* Exercise requirements:
Copy out every line containing the word "this".

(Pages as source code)

◇ ◇ ◇ ◇ ◇

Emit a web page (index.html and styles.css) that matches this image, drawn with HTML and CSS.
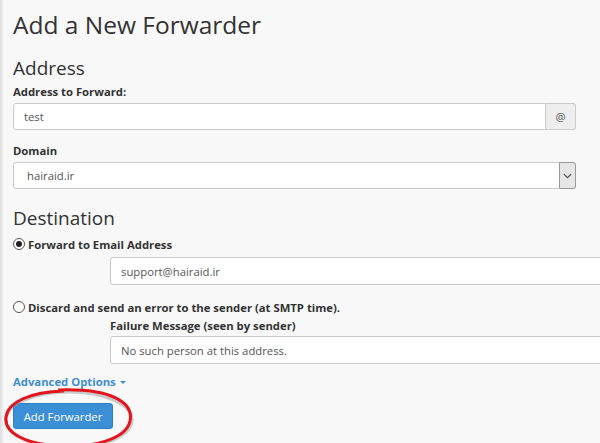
FILE: index.html
```html
<!DOCTYPE html>
<html lang="en">
<head>
    <meta charset="UTF-8">
    <title>Add a New Forwarder</title>
    <link rel="stylesheet" href="styles.css">
</head>
<body>

<div class="page">
    <h1>Add a New Forwarder</h1>

    <h2>Address</h2>
    <div class="form-group">
        <label for="email">Address to Forward:</label>
        <div class="input-group">
            <input type="text" id="email" value="test">
            <span class="addon">@</span>
        </div>
    </div>
    <div class="form-group">
        <label for="domain">Domain</label>
        <div class="select-box">
            <span class="select-value">hairaid.ir</span>
            <span class="select-arrow">
                <svg width="9" height="6" viewBox="0 0 9 6"><path d="M1 1.2 L4.5 4.6 L8 1.2" fill="none" stroke="#555" stroke-width="1.2"/></svg>
            </span>
        </div>
    </div>

    <h2 class="dest">Destination</h2>
    <div class="radio-row">
        <span class="radio checked"></span>
        <span class="radio-label">Forward to Email Address</span>
    </div>
    <div class="indent">
        <input type="text" class="wide" value="support@hairaid.ir">
    </div>

    <div class="radio-row second">
        <span class="radio"></span>
        <span class="radio-label">Discard and send an error to the sender (at SMTP time).</span>
    </div>
    <div class="indent">
        <label class="sub-label">Failure Message (seen by sender)</label>
        <input type="text" class="wide" value="No such person at this address.">
    </div>

    <a class="advanced" href="#">Advanced Options <span class="caret"></span></a>

    <div class="actions">
        <button type="button">Add Forwarder</button>
        <svg class="circle-mark" width="140" height="70" viewBox="0 0 140 70">
            <ellipse cx="69" cy="38" rx="63" ry="28" fill="none" stroke="#999" stroke-width="3" opacity="0.5"/>
            <path d="M58 8 C 110 6, 134 20, 130 39 C 126 58, 90 66, 60 64 C 25 62, 4 51, 6 35 C 8 20, 30 10, 64 9" fill="none" stroke="#e3141b" stroke-width="3"/>
        </svg>
    </div>
</div>

</body>
</html>
```

FILE: styles.css
```css
body {
    margin: 0;
    padding: 0;
    background-color: #f8f8f8;
    font-family: "Open Sans", Arial, sans-serif;
    color: #333;
}
.page {
    padding: 7px 0 0 13px;
    min-height: 443px;
    box-sizing: border-box;
    box-shadow: inset 4px 0 3px -2px #dcdcdc;
    overflow: hidden;
}
h1 {
    font-size: 24.5px;
    font-weight: 400;
    margin: 0 0 12px;
    line-height: 36px;
}
h2 {
    font-size: 19px;
    font-weight: 400;
    margin: 0 0 3px;
    line-height: 26px;
}
h2.dest {
    margin-top: 16px;
}
.form-group {
    margin-bottom: 13px;
}
label {
    display: block;
    font-size: 11.3px;
    font-weight: 700;
    margin-bottom: 3px;
    line-height: 16px;
}
input {
    font-family: "Open Sans", Arial, sans-serif;
    font-size: 11.3px;
    color: #555;
    height: 27px;
    padding: 0 10px;
    border: 1px solid #ccc;
    border-radius: 3px;
    background: #fff;
    box-sizing: border-box;
}
.input-group {
    display: flex;
    width: 563px;
}
.input-group input {
    flex: 1;
    border-radius: 3px 0 0 3px;
}
.addon {
    width: 30px;
    height: 27px;
    box-sizing: border-box;
    border: 1px solid #ccc;
    border-left: none;
    border-radius: 0 3px 3px 0;
    background: #eee;
    font-size: 11.3px;
    color: #555;
    display: flex;
    align-items: center;
    justify-content: center;
}
.select-box {
    display: flex;
    width: 563px;
    height: 27px;
    border: 1px solid #ccc;
    border-radius: 3px;
    background: #fff;
    box-sizing: border-box;
}
.select-value {
    flex: 1;
    font-size: 11.3px;
    color: #555;
    padding-left: 13px;
    line-height: 25px;
}
.select-arrow {
    width: 15px;
    border: 1px solid #999;
    background: #e6e6e6;
    margin: -1px -1px -1px 0;
    border-radius: 0 3px 3px 0;
    display: flex;
    align-items: center;
    justify-content: center;
}
.radio-row {
    display: flex;
    align-items: center;
    gap: 3px;
    margin-top: 5px;
    height: 16px;
}
.radio-row.second {
    margin-top: 14px;
}
.radio {
    position: relative;
    box-sizing: border-box;
    width: 12px;
    height: 12px;
    border: 1px solid #555;
    border-radius: 50%;
    background: #fff;
}
.radio.checked::after {
    content: "";
    position: absolute;
    left: 2px;
    top: 2px;
    width: 6px;
    height: 6px;
    border-radius: 50%;
    background: #222;
}
.radio-label {
    font-size: 11.3px;
    font-weight: 700;
}
.indent {
    padding-left: 97px;
    margin-top: 5px;
}
.wide {
    width: 520px;
    height: 28px;
}
.sub-label {
    margin-bottom: 2px;
    margin-top: -2px;
}
.advanced {
    display: inline-block;
    margin-top: 10px;
    font-size: 11.3px;
    font-weight: 700;
    color: #3d8ed3;
    text-decoration: none;
    line-height: 16px;
}
.caret {
    display: inline-block;
    width: 0;
    height: 0;
    border-left: 3px solid transparent;
    border-right: 3px solid transparent;
    border-top: 3px solid #3d8ed3;
    vertical-align: middle;
    margin-left: 1px;
}
.actions {
    position: relative;
    margin-top: 12px;
}
button {
    font-family: "Open Sans", Arial, sans-serif;
    font-size: 11.3px;
    color: #fff;
    background-color: #3a8fd6;
    border: 1px solid #2f7fc4;
    border-radius: 3px;
    height: 26px;
    width: 100px;
    padding: 0;
}
.circle-mark {
    position: absolute;
    left: -13px;
    top: -21px;
    pointer-events: none;
}
```
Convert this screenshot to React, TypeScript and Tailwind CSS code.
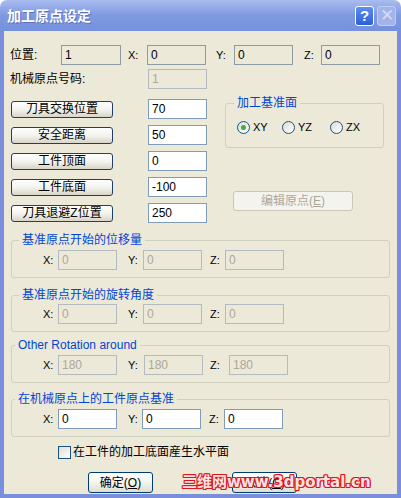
import React from 'react';

type Variant = 'enabled' | 'readonly' | 'disabled';

const fieldStyles: Record<Variant, string> = {
  enabled: 'bg-white border-[#7f9db9] text-black',
  readonly: 'bg-[#ece9d8] border-[#8f9ca6] text-black',
  disabled: 'bg-[#ece9d8] border-[#b3bac1] text-[#aca899]'
};

const Field = ({
  value,
  width,
  variant = 'enabled'
}: {
  value: string;
  width: string;
  variant?: Variant;
}) => (
  <div
    className={`${width} h-[20px] shrink-0 border ${fieldStyles[variant]} flex items-center pl-[3px] text-[12px]`}
  >
    {value}
  </div>
);

const ToolButton = ({ label }: { label: string }) => (
  <div className="ml-[1px] w-[102px] h-[17px] shrink-0 rounded-[3px] border border-[#1f3f66] bg-gradient-to-b from-white via-[#f3f3ee] to-[#d8d5c8] flex items-center justify-center text-[12px] leading-none">
    {label}
  </div>
);

const Radio = ({ label, checked, width }: { label: string; checked?: boolean; width: string }) => (
  <div className={`${width} flex items-center gap-[3px] text-[11px]`}>
    <div className="w-[13px] h-[13px] rounded-full border border-[#1c5180] bg-gradient-to-br from-[#dcdcd5] to-white flex items-center justify-center">
      {checked && <div className="w-[5px] h-[5px] rounded-full bg-[#3fae3f]" />}
    </div>
    <span>{label}</span>
  </div>
);

type Row = {
  y: string;
  yLabel: string;
  zGap: string;
  zLabel: string;
  value: string;
  variant: Variant;
};

const Group = ({
  title,
  legendMl,
  className,
  row
}: {
  title: string;
  legendMl: string;
  className: string;
  row: Row;
}) => (
  <fieldset className={`ml-[1px] w-[379px] border border-[#d0d0bf] rounded-[3px] pb-[7px] ${className}`}>
    <legend className={`${legendMl} px-[3px] text-[#0046d5] text-[12px] leading-[14px]`}>{title}</legend>
    <div className={`flex items-center ${row.y}`}>
      <span className="ml-[31px] w-[15px] text-[11px]">X:</span>
      <Field value={row.value} width="w-[59px]" variant={row.variant} />
      <span className={`ml-[11px] ${row.yLabel} text-[11px]`}>Y:</span>
      <Field value={row.value} width="w-[59px]" variant={row.variant} />
      <span className={`${row.zGap} ${row.zLabel} text-[11px]`}>Z:</span>
      <Field value={row.value} width="w-[59px]" variant={row.variant} />
    </div>
  </fieldset>
);

const OkButton = ({ children, className }: { children: React.ReactNode; className: string }) => (
  <div
    className={`${className} w-[65px] h-[21px] rounded-[3px] border border-[#003c74] bg-gradient-to-b from-white via-[#f4f4ef] to-[#e0ddd2] flex items-center justify-center text-[12px]`}
  >
    {children}
  </div>
);

export default function App() {
  const toolRows = [
    ['刀具交换位置', '70'],
    ['安全距离', '50'],
    ['工件顶面', '0'],
    ['工件底面', '-100'],
    ['刀具退避Z位置', '250']
  ];

  return (
    <div className="relative w-[401px] h-[498px] flex flex-col font-['Liberation_Sans','Noto_Sans_CJK_SC',sans-serif] text-black text-[12px]">
      {/* title bar */}
      <div className="h-[31px] shrink-0 rounded-t-[7px] bg-gradient-to-b from-[#a9bcef] via-[#7f99e1] to-[#7591dc] flex items-center pl-[7px] pr-[5px]">
        <span className="text-white font-bold text-[14px] [text-shadow:1px_1px_0_#5a70b8] font-['Noto_Sans_CJK_SC',sans-serif]">
          加工原点设定
        </span>
        <div className="ml-auto w-[19px] h-[20px] rounded-[3px] border border-white bg-gradient-to-b from-[#5d8ef2] to-[#2b5fd9] flex items-center justify-center text-white font-bold text-[15px] leading-none">
          ?
        </div>
        <div className="ml-[3px] w-[19px] h-[20px] rounded-[3px] border border-[#c0ccf2] bg-[#a1b3ea] flex items-center justify-center text-[#d3dbf6] text-[17px] leading-none">
          ✕
        </div>
      </div>

      {/* frame */}
      <div className="flex-1 flex flex-col bg-[#7a8edb] px-[4px] pb-[4px]">
        <div className="flex-1 flex flex-col bg-[#ece9d8] pl-[6px]">
          <div className="flex items-center h-[20px] mt-[14px]">
            <span className="w-[51px]">位置:</span>
            <Field value="1" width="w-[60px]" variant="readonly" />
            <span className="ml-[7px] w-[19px] text-[11px]">X:</span>
            <Field value="0" width="w-[59px]" variant="readonly" />
            <span className="ml-[10px] w-[18px] text-[11px]">Y:</span>
            <Field value="0" width="w-[59px]" variant="readonly" />
            <span className="ml-[11px] w-[17px] text-[11px]">Z:</span>
            <Field value="0" width="w-[59px]" variant="readonly" />
          </div>

          <div className="flex items-center h-[20px] mt-[4px]">
            <span className="w-[138px]">机械原点号码:</span>
            <Field value="1" width="w-[59px]" variant="disabled" />
          </div>

          <div className="flex mt-[10px]">
            <div className="flex flex-col gap-[6px]">
              {toolRows.map(([label, value]) => (
                <div key={label} className="flex items-center h-[20px]">
                  <ToolButton label={label} />
                  <div className="ml-[35px]">
                    <Field value={value} width="w-[59px]" />
                  </div>
                </div>
              ))}
            </div>

            <div className="ml-[18px] flex flex-col -mt-[3px]">
              <fieldset className="w-[159px] border border-[#d0d0bf] rounded-[3px] pb-[11px]">
                <legend className="ml-[8px] px-[3px] text-[#0046d5] text-[12px] leading-[14px]">加工基准面</legend>
                <div className="flex items-center mt-[9px] pl-[11px]">
                  <Radio label="XY" checked width="w-[45px]" />
                  <Radio label="YZ" width="w-[48px]" />
                  <Radio label="ZX" width="w-[45px]" />
                </div>
              </fieldset>
              <div className="mt-[43px] ml-[8px] w-[120px] h-[20px] rounded-[3px] border border-[#c9c7ba] bg-[#f4f3ee] flex items-center justify-center text-[#aca899] text-[12px]">
                编辑原点(<span className="underline">E</span>)
              </div>
            </div>
          </div>

          <Group
            title="基准原点开始的位移量"
            legendMl="ml-[7px]"
            className="mt-[10px]"
            row={{ y: 'mt-[3px]', yLabel: 'w-[15px]', zGap: 'ml-[8px]', zLabel: 'w-[15px]', value: '0', variant: 'disabled' }}
          />
          <Group
            title="基准原点开始的旋转角度"
            legendMl="ml-[7px]"
            className="mt-[10px]"
            row={{ y: 'mt-[2px]', yLabel: 'w-[15px]', zGap: 'ml-[8px]', zLabel: 'w-[15px]', value: '0', variant: 'disabled' }}
          />
          <Group
            title="Other Rotation around"
            legendMl="ml-[3px]"
            className="mt-[6px]"
            row={{ y: 'mt-[3px]', yLabel: 'w-[16px]', zGap: 'ml-[7px]', zLabel: 'w-[19px]', value: '180', variant: 'disabled' }}
          />
          <Group
            title="在机械原点上的工件原点基准"
            legendMl="ml-[3px]"
            className="mt-[9px]"
            row={{ y: 'mt-[3px]', yLabel: 'w-[14px]', zGap: 'ml-[8px]', zLabel: 'w-[15px]', value: '0', variant: 'enabled' }}
          />

          <div className="flex items-center mt-[6px] ml-[48px]">
            <div className="w-[13px] h-[13px] border border-[#1c5180] bg-gradient-to-br from-[#dcdcd7] to-white" />
            <span className="ml-[2px]">在工件的加工底面産生水平面</span>
          </div>

          <div className="flex mt-[11px]">
            <OkButton className="ml-[78px]">
              确定(<span className="underline">O</span>)
            </OkButton>
            <OkButton className="ml-[79px]">
              取消(<span className="underline">C</span>)
            </OkButton>
          </div>
        </div>
      </div>

      {/* watermark */}
      <div className="absolute left-[182px] top-[475px] text-[15px] font-bold leading-none tracking-[0px] text-[#fbe3e3] font-['DejaVu_Sans','Noto_Sans_CJK_SC',sans-serif] [text-shadow:1px_0_0_#e0141c,-1px_0_0_#e0141c,0_1px_0_#e0141c,0_-1px_0_#e0141c,1px_1px_0_#e0141c,-1px_-1px_0_#e0141c,1px_-1px_0_#e0141c,-1px_1px_0_#e0141c]">
        三维网www.3dportal.cn
      </div>
    </div>
  );
}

◇ ◇ ◇ ◇ ◇

* The result:
Emit a web page (index.html and styles.css) that matches this image, drawn with HTML and CSS.
        <input type="text" class="wide" value="No such person at this address.">
Convert this screenshot to React, TypeScript and Tailwind CSS code.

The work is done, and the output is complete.